The most immediate sticking point, however, is the draft picks. Sacramento wants at least one of Charlotte’s first-round selections — either 14 or 18 — as part of the deal. Charlotte does not want to include either of them in the trade and prefers to revisit the conversation after draft night.. Both sides are holding firm on their respective lines — and both have logical reasons for doing so.
The Trade Framework
The proposed framework has Charlotte sending Bridges ($22.8M), Green ($14.7M) and a first-round pick to Sacramento in exchange for Sabonis. Bridges and Green’s combined $37.5 million is below Sabonis’s $45.5 million cap hit, meaning Charlotte would need to add a third piece or a slight salary adjustment to complete the match.
From Charlotte’s perspective, the cleanest version of this deal sends Bridges, Green and Grant Williams — all expiring contracts — to Sacramento without including either draft pick. Williams earns $14.3 million and would push the outgoing salary high enough to match. Sacramento gets three productive expiring deals that help them reset their cap. Charlotte gets Sabonis and keeps both picks to either use on draft night or as future trade leverage.
Should the Hornets Do It?
The answer depends entirely on the medical report. If Sabonis’s knee is clean and there is genuine confidence in his ability to return to 70-plus game availability, this trade makes Charlotte a potential Eastern Conference contender. Ball running pick-and-rolls with Sabonis is a combination that no team in the East can comfortably defend. Kon Knueppel and Miller spacing the floor around that two-man game creates a nightmare for opposing coaches. The offensive ceiling of this team with a healthy Sabonis would be elite.

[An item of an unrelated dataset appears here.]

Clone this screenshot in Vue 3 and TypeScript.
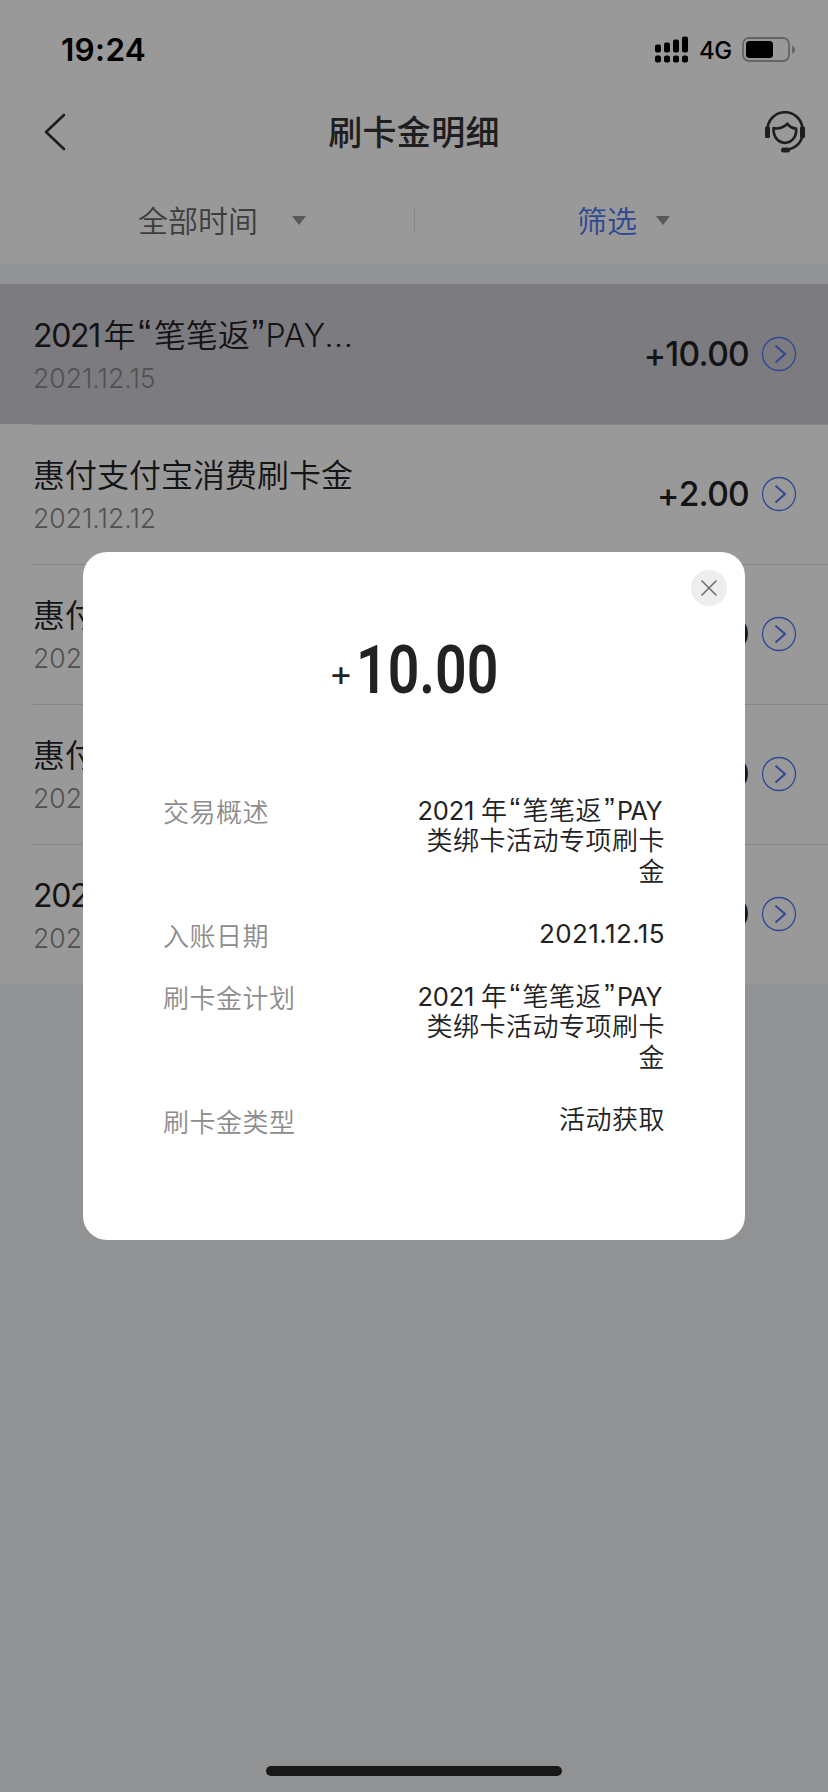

If the medicals raise any doubt about his long-term durability, however, president/GM Jeff Peterson should walk away. Committing $94 million over two seasons to a 30-year-old center with a recent knee injury — on top of Ball’s extension and Miller’s contract — leaves very little room for error. A healthy Sabonis transforms the Hornets. An injured one buries them under a contract they cannot escape. That binary outcome is what makes this trade simultaneously the most exciting and most dangerous option Peterson has in front of him.
The picks stalemate may actually work in Charlotte’s favor. Forcing the conversation to wait until after draft night gives Peterson more information — he will know exactly who he drafted at 14 and 18, whether a frontcourt solution emerged there, and whether the Kings become more motivated to move Sabonis once the draft class is gone and their leverage diminishes. Patience here is not weakness. It is strategy.
The Last Word
The Sabonis trade is the most consequential decision Peterson faces this summer — bigger than the Rudy Gobert conversation, more complex than the Giannis Antetokounmpo talk, and more immediately achievable than either. Sabonis fits the system. The salary math is workable without including the picks. All the ingredients exist for a deal that makes both teams better.
Hold the picks. Push for a Bridges-Green-Williams framework. Get the medical evaluation. And if the knee checks out — seriously consider doing the deal.
A healthy Sabonis alongside Ball, Knueppel and Miller is a real path from play-in threat to genuine Eastern Conference contender that Charlotte has in front of it right now.